The further argument is here advanced that the present action will avoid a multiplicity of actions, and, for this reason, is authorized *733 under the law. To so contend is to misinterpret the rule allowing consolidation of suits to avoid a multiplicity of actions to make it embrace a reduction of the number of independent suits on separate issues and affecting different parties. Of course, the number of suits triable at a given term could be reduced by consolidating all pending suits into one, but such mixing of issues and parties would accomplish no good and would, on the contrary, work all manner of evil in rendering more difficult a discovery of the truth and administration of justice.
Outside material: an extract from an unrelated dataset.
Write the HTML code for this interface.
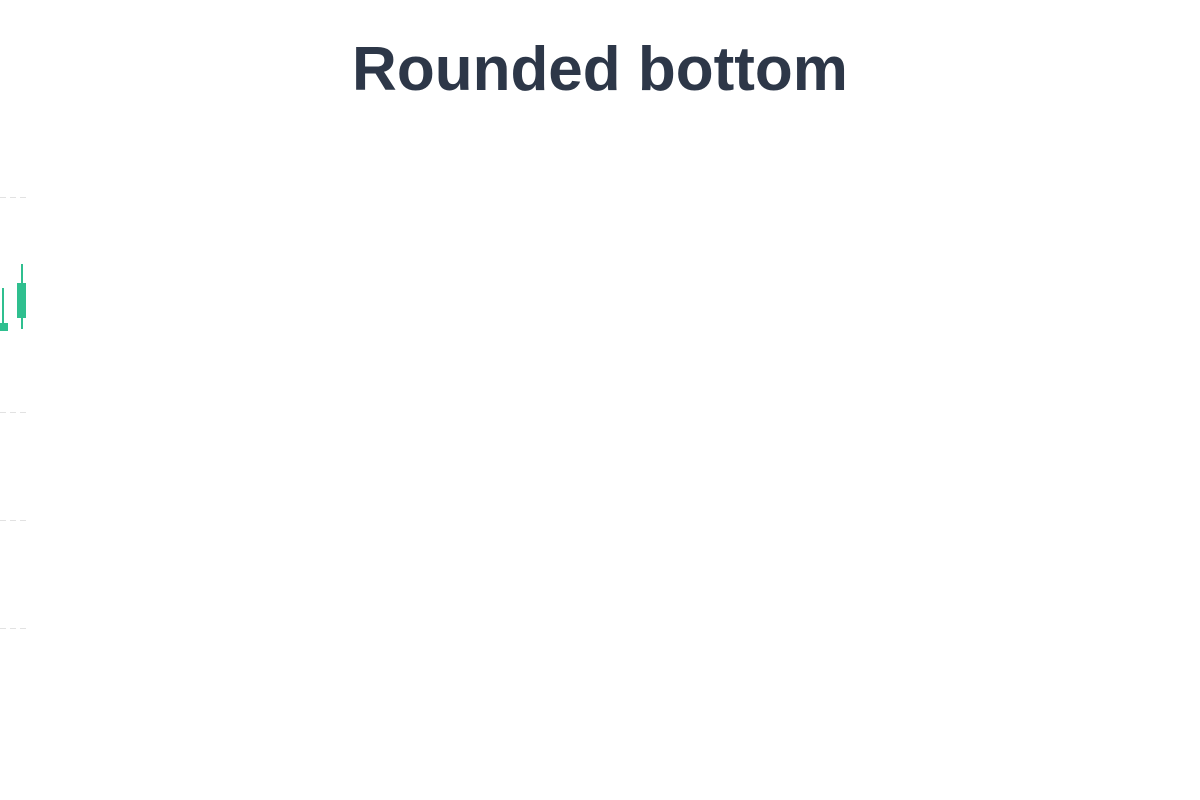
<!DOCTYPE html>
<html><head><style>
html,body{margin:0;padding:0;background:#fff;width:1200px;height:800px;overflow:hidden}
h1{position:absolute;left:0;width:1200px;top:35px;margin:0;text-align:center;font:bold 62px/70px "Liberation Sans",sans-serif;color:#2d3748}
</style></head><body>
<h1>Rounded bottom</h1>
<svg width="1200" height="800" style="position:absolute;left:0;top:0">
<g stroke="#e2e2e2" stroke-width="1" stroke-dasharray="6,4">
<line x1="0" y1="197.5" x2="28" y2="197.5"/>
<line x1="0" y1="412.5" x2="28" y2="412.5"/>
<line x1="0" y1="520.5" x2="28" y2="520.5"/>
<line x1="0" y1="628.5" x2="28" y2="628.5"/>
</g>
<g fill="#2fbf8f">
<rect x="2" y="288" width="2" height="42"/>
<rect x="0" y="323" width="8" height="8"/>
<rect x="21" y="264" width="2" height="65"/>
<rect x="17" y="283" width="9" height="35"/>
</g>
</svg>
</body></html>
There is nothing in the present petition which takes it out of the general rule that a party sued may not refuse to file his defense and bring another action setting forth grounds that would constitute a proper defense to the pending action. Accordingly, the court did not err in sustaining the plea in abatement and in dismissing the petition.

Judgment affirmed. All the Justices concur, except Atkinson, P. J., not participating.